The late seventeenth century was a tumultuous time for England. Year of Wonders is set in 1666, the same year as the famous Great Fire of London that decimated much of the city. 1651, just fifteen years before, marked the end of the English Civil War, one of the bloodiest conflicts ever to take place on English soil. The war pitted Parliamentarian “Roundheads” (who wanted to establish a constitutional government under the Puritan Oliver Cromwell) against Royalist “Cavaliers” (who supported the king, Charles I). After winning the war and beheading Charles I for treason, Cromwell ruled the country, attempting to remold cultural and religious practices to reflect austere Puritan ideals. When Cromwell died in 1658, the heir to the crown, Charles II, returned from exile in France to rule the country, bringing with him more relaxed Anglican customs and fostering a decadent and elaborate cultural life in his court. While Eyam is too isolated and poor to be much involved in political events, its important to note that religious practices, which form the basis of community life, have been in upheaval for a decade prior to the story’s beginning, with people uncertain as to which church and which leaders they owe loyalty. Thus, even at the outset of the novel, the apparently dreary village of Eyam is not as stable as it seems.

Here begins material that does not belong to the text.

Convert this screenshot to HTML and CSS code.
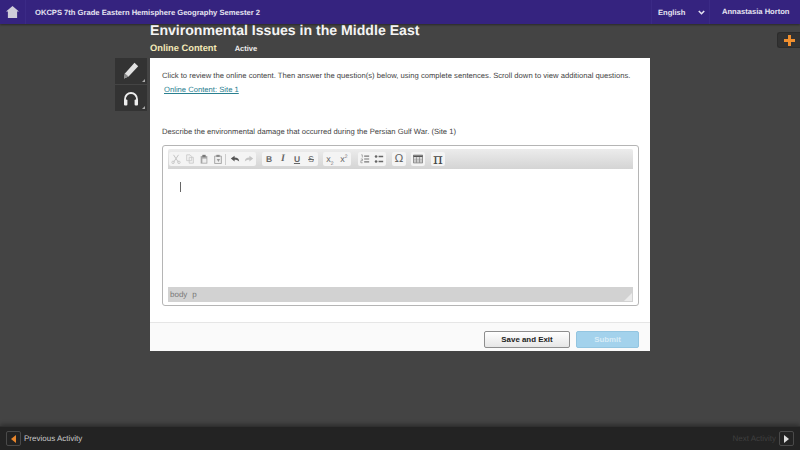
FILE: index.html
```html
<!doctype html>
<html>
<head>
  <title>Environmental Issues in the Middle East</title>
  <link rel="stylesheet" href="styles.css">
</head>
<body>
  <header class="topbar">
    <a class="home">
      <svg width="13" height="12" viewBox="0 0 14 13"><path d="M7 0L14 6H12V13H2V6H0Z" fill="#cfcdda"/></svg>
    </a>
    <div class="course">OKCPS 7th Grade Eastern Hemisphere Geography Semester 2</div>
    <div class="lang">
      <span>English</span>
      <svg width="7" height="5" viewBox="0 0 7 5"><path d="M.8 1L3.5 3.7L6.2 1" fill="none" stroke="#e4e2f0" stroke-width="1.6"/></svg>
    </div>
    <div class="user">Annastasia Horton</div>
  </header>

  <main class="stage">
    <button class="plus">
      <svg width="11" height="11" viewBox="0 0 11 11"><path d="M4 0H7V4H11V7H7V11H4V7H0V4H4Z" fill="#f08f2e"/></svg>
    </button>
    <div class="column">
      <h1>Environmental Issues in the Middle East</h1>
      <div class="subtitle">
        <span class="kind">Online Content</span>
        <span class="status">Active</span>
      </div>
      <div class="workspace">
        <div class="tools">
          <div class="tool">
            <svg width="16" height="18" viewBox="0 0 16 18"><path d="M11.5 .8L15.2 4.2L5.6 14.6L1 16.6L1.9 11.6Z" fill="#e2e2e2"/><path d="M1.9 11.6L5.6 14.6L1 16.6Z" fill="#8a8a8a"/></svg>
          </div>
          <div class="tool">
            <svg width="16" height="15" viewBox="0 0 16 15"><path d="M2 11V8A6 6 0 0 1 14 8V11" fill="none" stroke="#eee" stroke-width="1.8"/><rect x="1" y="8.5" width="3.4" height="6" rx="1" fill="#eee"/><rect x="11.6" y="8.5" width="3.4" height="6" rx="1" fill="#eee"/></svg>
          </div>
        </div>
        <section class="card">
          <div class="card-body">
            <p class="intro">Click to review the online content. Then answer the question(s) below, using complete sentences. Scroll down to view additional questions.</p>
            <a class="site-link">Online Content: Site 1</a>
            <p class="question">Describe the environmental damage that occurred during the Persian Gulf War. (Site 1)</p>
            <div class="editor">
              <div class="toolbar">
                <div class="group">
                  <svg class="ico" viewBox="0 0 12 12"><path d="M3 1L9 10M9 1L3 10" stroke="#c4c4c4" stroke-width="1.2" fill="none"/><circle cx="2.5" cy="10" r="1.5" fill="none" stroke="#c4c4c4"/><circle cx="9.5" cy="10" r="1.5" fill="none" stroke="#c4c4c4"/></svg>
                  <svg class="ico" viewBox="0 0 12 12"><path d="M2 1H6L8 3V8H2ZM5 4H10V11H5Z" fill="#f2f2f2" stroke="#c8c8c8"/></svg>
                  <svg class="ico" viewBox="0 0 12 12"><path d="M2 2.5H10V11.5H2Z" fill="#a6a6a6"/><path d="M4 1H8V3.5H4Z" fill="#777"/><path d="M4 5.5H9V10.5H4Z" fill="#eee"/></svg>
                  <svg class="ico" viewBox="0 0 12 12"><path d="M2 2.5H10V11.5H2Z" fill="#eee" stroke="#999"/><path d="M4 1H8V3.5H4Z" fill="#888"/><path d="M4.5 6H8.5L6.5 9.5Z" fill="#999"/></svg>
                  <span class="sep"></span>
                  <svg class="ico" viewBox="0 0 12 12"><path d="M1 5.5L5.5 2V4.2C9 4.2 11 6 11 9C9.8 7.4 8 6.8 5.5 6.8V9Z" fill="#555"/></svg>
                  <svg class="ico" viewBox="0 0 12 12"><path d="M11 5.5L6.5 2V4.2C3 4.2 1 6 1 9C2.2 7.4 4 6.8 6.5 6.8V9Z" fill="#c4c4c4"/></svg>
                </div>
                <div class="group">
                  <span class="glyph bold">B</span>
                  <span class="glyph ital">I</span>
                  <span class="glyph under">U</span>
                  <span class="glyph strike">S</span>
                </div>
                <div class="group pull">
                  <span class="glyph script">x<sub>2</sub></span>
                  <span class="glyph script">x<sup>2</sup></span>
                </div>
                <div class="group push">
                  <svg class="ico" viewBox="0 0 12 12"><path d="M5 2.5H11M5 6H11M5 9.5H11" stroke="#777" stroke-width="1.4"/><path d="M1.5 1H2.8V4.2M1 6H3V8H1V10.5H3.2" fill="none" stroke="#888" stroke-width=".8"/></svg>
                  <svg class="ico" viewBox="0 0 12 12"><path d="M5.5 3H11M5.5 9H11" stroke="#666" stroke-width="2"/><circle cx="2.5" cy="3" r="1.6" fill="#666"/><circle cx="2.5" cy="9" r="1.6" fill="#666"/></svg>
                </div>
                <div class="group">
                  <span class="glyph omega">Ω</span>
                </div>
                <div class="group pull">
                  <svg class="ico" viewBox="0 0 13 12"><path d="M.5 1H12.5V11H.5Z" fill="#f4f4f4" stroke="#666"/><path d="M.5 1.5H12.5V3.6H.5Z" fill="#555"/><path d="M.5 6.2H12.5M.5 8.6H12.5M4.5 3.6V11M8.5 3.6V11" stroke="#888"/></svg>
                </div>
                <div class="group">
                  <span class="glyph pi">π</span>
                </div>
              </div>
              <div class="edit-area"><span class="caret"></span></div>
              <div class="statusbar">
                <span>body</span><span>p</span>
                <svg class="grip" width="8" height="8" viewBox="0 0 8 8"><path d="M8 0V8H0Z" fill="#ebebeb"/></svg>
              </div>
            </div>
          </div>
          <div class="actions">
            <button class="btn save">Save and Exit</button>
            <button class="btn submit">Submit</button>
          </div>
        </section>
      </div>
    </div>
  </main>

  <footer class="bottombar">
    <div class="nav">
      <span class="arrow"><svg width="5" height="8" viewBox="0 0 5 8"><path d="M5 0V8L0 4Z" fill="#e8862c"/></svg></span>
      <span>Previous Activity</span>
    </div>
    <div class="nav next">
      <span>Next Activity</span>
      <span class="arrow"><svg width="5" height="8" viewBox="0 0 5 8"><path d="M0 0V8L5 4Z" fill="#ddd"/></svg></span>
    </div>
  </footer>
</body>
</html>
```

FILE: styles.css
```css
* { box-sizing: border-box; }

body {
  margin: 0;
  width: 800px;
  height: 450px;
  overflow: hidden;
  display: flex;
  flex-direction: column;
  background: #444;
  font-family: "Liberation Sans", Arial, sans-serif;
  text-rendering: geometricPrecision;
}

/* top bar */
.topbar {
  height: 24px;
  flex: none;
  display: flex;
  align-items: center;
  background: #35237f;
  color: #e6e4f1;
  font-size: 7.6px;
  font-weight: bold;
  box-shadow: 0 1px 2px rgba(0, 0, 0, .4);
  position: relative;
}
.home {
  width: 26px;
  height: 24px;
  display: flex;
  align-items: center;
  justify-content: center;
  border-right: 1px solid #3b2a86;
}
.course {
  flex: 1;
  padding-left: 9px;
}
.lang {
  width: 58px;
  height: 24px;
  padding: 0 4px 0 6px;
  display: flex;
  align-items: center;
  justify-content: space-between;
  border-left: 1px solid #3b2a86;
}
.user {
  width: 91px;
  height: 24px;
  line-height: 24px;
  padding-left: 12px;
  border-left: 1px solid #3b2a86;
  white-space: nowrap;
}

/* main area */
.stage {
  flex: 1;
  padding-left: 115px;
  position: relative;
}
.plus {
  position: absolute;
  top: 8px;
  right: 0;
  width: 23px;
  height: 16px;
  padding: 0;
  display: flex;
  align-items: center;
  justify-content: center;
  background: #333;
  border: 1px solid #2c2c2c;
  border-right: 0;
  border-radius: 3px 0 0 3px;
}
.column { width: 535px; }
h1 {
  margin: 0 0 0 35px;
  height: 16px;
  line-height: 12px;
  color: #f4f4f4;
  font-size: 14.1px;
  font-weight: bold;
  white-space: nowrap;
}
.subtitle {
  margin-left: 35px;
  height: 18px;
  padding-bottom: 2px;
  display: flex;
  align-items: center;
  gap: 18px;
}
.kind {
  color: #f3e9b8;
  font-size: 9.3px;
  font-weight: bold;
}
.status {
  color: #eee;
  font-size: 7.5px;
  font-weight: bold;
}
.workspace {
  display: flex;
  gap: 3px;
}
.tools {
  width: 32px;
  flex: none;
}
.tool {
  height: 26px;
  display: flex;
  align-items: center;
  justify-content: center;
  background: #333;
  position: relative;
  margin-bottom: 1px;
}
.tool:after {
  content: "";
  position: absolute;
  right: 2px;
  bottom: 2px;
  border-style: solid;
  border-width: 0 0 3px 3px;
  border-color: transparent transparent #aaa transparent;
}

/* card */
.card {
  width: 500px;
  height: 293px;
  background: #fff;
  color: #444;
  font-size: 7.65px;
}
.card-body {
  height: 265px;
  padding: 12px 12px 0 12px;
  border-bottom: 1px solid #e6e6e6;
}
.intro {
  margin: 0;
  line-height: 11px;
  white-space: nowrap;
}
.site-link {
  display: inline-block;
  margin: 3px 0 0 2px;
  line-height: 11px;
  color: #2a8090;
  text-decoration: underline;
}
.question {
  margin: 31px 0 8px;
  line-height: 11px;
}

/* editor */
.editor {
  width: 477px;
  height: 161px;
  padding: 3px 5px;
  border: 1px solid #b5b5b5;
  border-radius: 3px;
  display: flex;
  flex-direction: column;
}
.toolbar {
  height: 20px;
  flex: none;
  display: flex;
  align-items: center;
  gap: 6px;
  padding: 0 1px;
  background: linear-gradient(#ececec, #d4d4d4);
  border-radius: 2px 2px 0 0;
}
.group {
  height: 14px;
  display: flex;
  align-items: center;
  background: #f4f4f4;
  border-radius: 2px;
}
.pull { margin-left: -1px; }
.push { margin-left: 1px; }
.ico {
  width: 14px;
  height: 10px;
  padding: 0 2px;
  flex: none;
}
.sep {
  width: 1px;
  height: 11px;
  margin-right: 2px;
  background: #ccc;
}
.glyph {
  width: 14px;
  text-align: center;
  color: #666;
  font-size: 8.5px;
  line-height: 12px;
}
.bold { font-weight: bold; }
.ital { font-style: italic; font-family: "Liberation Serif", serif; font-size: 10px; font-weight: bold; }
.under { text-decoration: underline; font-weight: bold; }
.strike { text-decoration: line-through; }
.script { font-size: 9px; }
.script sub, .script sup { font-size: 5px; line-height: 0; }
.omega { font-size: 11px; font-family: "DejaVu Sans", sans-serif; }
.pi { font-size: 15px; font-family: "DejaVu Serif", serif; color: #444; }
.edit-area {
  flex: 1;
  padding: 13px 12px;
  background: #fff;
}
.caret {
  display: block;
  width: 1px;
  height: 10px;
  background: #666;
}
.statusbar {
  height: 15px;
  flex: none;
  display: flex;
  align-items: center;
  gap: 5px;
  padding: 0 2px;
  background: #d2d2d2;
  color: #777;
  font-size: 8px;
  position: relative;
}
.grip {
  position: absolute;
  right: 1px;
  bottom: 1px;
}
.actions {
  height: 28px;
  display: flex;
  justify-content: flex-end;
  align-items: flex-start;
  gap: 6px;
  padding: 8px 11px 0 0;
  background: #fafafa;
}
.btn {
  height: 17px;
  padding: 0;
  font-family: inherit;
  font-size: 7.9px;
  font-weight: bold;
  border-radius: 2px;
}
.save {
  width: 86px;
  color: #222;
  background: linear-gradient(#fff, #e6e6e6);
  border: 1px solid #8e8e8e;
}
.submit {
  width: 63px;
  color: #d8ecf7;
  background: #a3d2ec;
  border: 1px solid #93c5e0;
}

/* bottom bar */
.bottombar {
  height: 24px;
  flex: none;
  display: flex;
  align-items: center;
  justify-content: space-between;
  padding: 0 6px;
  background: #232323;
  border-top: 1px solid #2f2f2f;
  color: #c9c9c9;
  font-size: 8px;
  box-shadow: 0 -2px 4px rgba(0, 0, 0, .3);
}
.nav {
  display: flex;
  align-items: center;
  gap: 3px;
}
.next { color: #3f3f3f; }
.arrow {
  width: 15px;
  height: 15px;
  display: flex;
  align-items: center;
  justify-content: center;
  border: 1px solid #4a4a4a;
  border-radius: 2px;
}
```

Other Books Related to Year of Wonders

Set in the seventeenth century but addressing themes that are still relevant today, Year of Wonders has much in common with other literary works that refer to the past in order to illuminate the present. For example, Brooks’ novel shares many features with Arthur Miller’s play The Crucible. Set during the 1692 Salem Witch trials, the play explores a catastrophe’s social consequences on an isolated, highly religious community, but it can also be read as a meditation on the anti-Communist “witch hunts” that gripped America during the 1950s, when Miller was writing. The true story of the 1665 plague outbreak and voluntary quarantine in Eyam has been the subject of numerous poems, paintings, books, and even musicals, including God and the Wedding Dress, a novel by Marjorie Bowen, The Roses of Eyam, a play by Don Taylor, and Plague Upon Eyam, an opera by John Drummond.
Key Facts about Year of Wonders
  • Full Title: Year of Wonders: A Novel of the Plague
  • When Written: 2001
  • Where Written: United States
  • When Published: 2001
  • Literary Period: Contemporary
  • Genre: Historical Fiction
  • Setting: Eyam, England
  • Climax: Aphra, driven mad by grief and rage, murders the innocent Elinor Mompellion during a religious gathering.
  • Antagonist: The bubonic plague; religious fanaticism; misogyny
  • Point of View: Anna Frith, first-person limited

Extra Credit for Year of Wonders

Annus Mirabilis. “Year of Wonders” is the English translation of “Annus Mirabilis,” the title of a poem by John Dryden commemorating 1666, a year marked by catastrophes including the Great Fire of London and the plague that is the focus of this book. While the word “wonder” or “wonderful” has a strongly positive connotation to the modern reader, for Dryden and his seventeenth-century audience it would have had a more oblique meaning, describing things that were extraordinary or beyond comprehension, whether a miracle or a tragedy.

True Story. While most of the novel’s characters, including the protagonist Anna Frith, are fictional, Michael Mompellion is based on a real person, William Mompesson, a charismatic local vicar who persuaded the plague-stricken villagers of Eyam to voluntarily quarantine themselves.